# Problem requirements:
Print the listing from its top line through the line containing "string; mine: boolean", nothing more, and leave out the pictures.

— Start of Given data —

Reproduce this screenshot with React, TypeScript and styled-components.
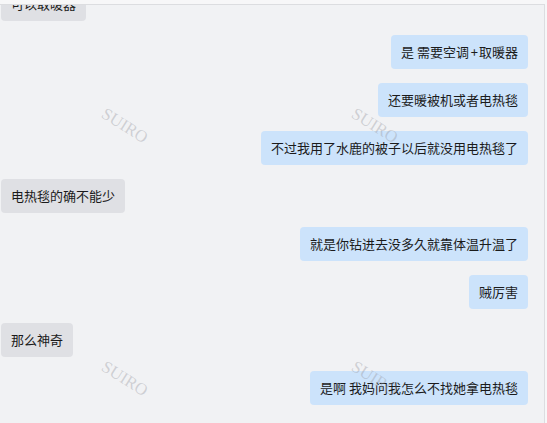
import React from 'react';
import styled, { createGlobalStyle } from 'styled-components';

const GlobalStyle = createGlobalStyle`
    html, body {
        margin: 0;
        padding: 0;
        background: #f7f7f8;
        font-family: 'Noto Sans CJK SC', 'Noto Sans', sans-serif;
    }
`;

type Message = { text: string; mine: boolean };

const messages: Message[] = [
    { text: '可以取暖器', mine: false },
    { text: '是 需要空调 + 取暖器', mine: true },
    { text: '还要暖被机或者电热毯', mine: true },
    { text: '不过我用了水鹿的被子以后就没用电热毯了', mine: true },
    { text: '电热毯的确不能少', mine: false },
    { text: '就是你钻进去没多久就靠体温升温了', mine: true },
    { text: '贼厉害', mine: true },
    { text: '那么神奇', mine: false },
    { text: '是啊 我妈问我怎么不找她拿电热毯', mine: true },
];

const Panel = styled.div`
    position: relative;
    margin-top: 4px;
    width: 544px;
    height: 418px;
    background: #f1f2f4;
    border-top: 1px solid #dcdde0;
    border-right: 1px solid #dcdde0;
    overflow: hidden;
`;

const List = styled.div`
    display: flex;
    flex-direction: column;
    gap: 14px;
    margin-top: -18px;
    padding: 0 16px 0 1px;
`;

const Row = styled.div<{ $mine: boolean }>`
    display: flex;
    justify-content: ${p => (p.$mine ? 'flex-end' : 'flex-start')};
`;

const Bubble = styled.div<{ $mine: boolean }>`
    padding: 8px 10px;
    font-size: 13px;
    line-height: 18px;
    color: #1b1b1b;
    border-radius: 4px;
    white-space: nowrap;
    background: ${p => (p.$mine ? '#cce3fb' : '#dfe0e4')};
`;

const Plus = styled.span`
    letter-spacing: -1px;
`;

const Watermarks = styled.div`
    position: absolute;
    top: -6px;
    left: 0;
    display: grid;
    grid-template-columns: 250px 250px;
    grid-template-rows: 253px 253px;
    place-items: center;
    pointer-events: none;
`;

const Mark = styled.span`
    font-family: 'Liberation Serif', serif;
    font-size: 17px;
    color: rgba(150, 150, 158, 0.38);
    transform: rotate(32deg);
`;

export default function App() {
    return (
        <>
            <GlobalStyle />
            <Panel>
                <List>
                    {messages.map((m, i) => (
                        <Row key={i} $mine={m.mine}>
                            <Bubble $mine={m.mine}>
                                {m.text.includes(' + ') ? (
                                    <>
                                        {m.text.split(' + ')[0]}
                                        <Plus> + </Plus>
                                        {m.text.split(' + ')[1]}
                                    </>
                                ) : (
                                    m.text
                                )}
                            </Bubble>
                        </Row>
                    ))}
                </List>
                <Watermarks>
                    <Mark>SUIRO</Mark>
                    <Mark>SUIRO</Mark>
                    <Mark>SUIRO</Mark>
                    <Mark>SUIRO</Mark>
                </Watermarks>
            </Panel>
        </>
    );
}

— End of Given data —

# Solved problem:
Reproduce this screenshot with React, TypeScript and styled-components.
import React from 'react';
import styled, { createGlobalStyle } from 'styled-components';

const GlobalStyle = createGlobalStyle`
    html, body {
        margin: 0;
        padding: 0;
        background: #f7f7f8;
        font-family: 'Noto Sans CJK SC', 'Noto Sans', sans-serif;
    }
`;

type Message = { text: string; mine: boolean };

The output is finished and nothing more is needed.